No ongoing check-ins or reviews
Establishing OKRs is only the beginning. Without ongoing monitoring and reflection, the team’s progress will be on pause and at risk of not achieving the desired goal.
Conclusion
According to the OKR Impact Report 2022, 83% of companies working with OKRs believe they have benefited from implementing the framework. That’s how impactful an OKR can be for your organization. But understanding annual vs quarterly OKRs and choosing the right OKR planning cycle is important.
Annual OKRs are great for the long term, but fall short when there is a shift in business. But when your team demands flexibility to change trends and agility, setting quarterly OKRs can be the perfect way to adapt and achieve your long-term business goals.

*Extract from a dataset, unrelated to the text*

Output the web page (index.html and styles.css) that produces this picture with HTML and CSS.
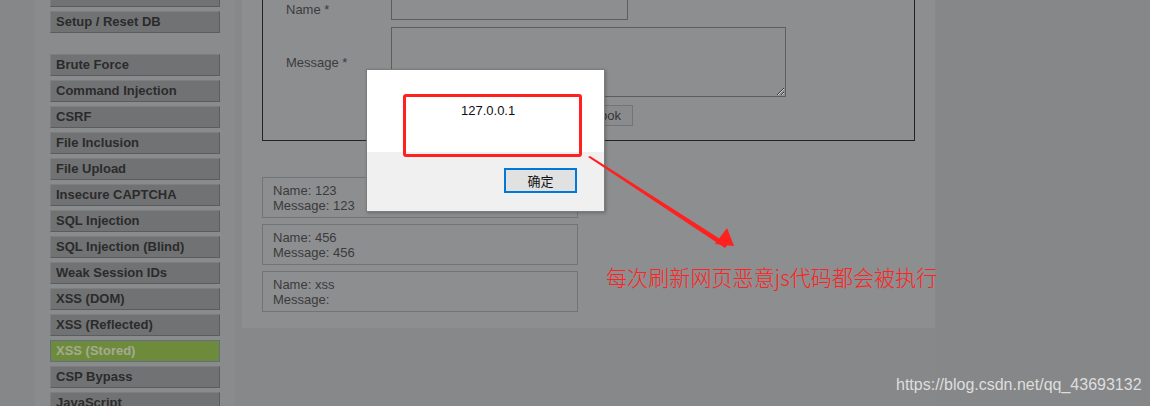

Want to make your OKRs work, not just on paper, but in practice? UpRaise integrates seamlessly with Jira to help teams plan, align, and track OKRs at every level. Try UpRaise today and turn ambitious goals into measurable impact.
FAQs
1. What are the benefits of using annual OKRs vs. quarterly OKRs?
Annual OKRs help set long-term direction and align with your company’s goals. Quarterly OKRs break that vision into smaller, more manageable goals, making it easier to adapt, track progress, and stay agile throughout the year.
2. How do you set OKRs effectively for your team and organization?
Start with clear, inspiring objectives tied to your business goals. Then define 3–5 measurable key results for each. Involve your team in the process, check in regularly, and use OKR software to track progress and stay on course.
3. How do OKRs contribute to organizational alignment?
OKRs connect everyone’s efforts, from leadership to individual teams, to a shared set of priorities. This ensures everyone is moving in the same direction and helps eliminate confusion about what matters most.
4. What are the common mistakes to avoid when setting OKRs?
“Setting vague or unmeasurable goals, having too many OKRs at once, and failing to review progress regularly, along with not aligning OKRs to broader business objectives, can hinder success. To avoid this, keep your OKRs focused, realistic, and consistently reviewed.”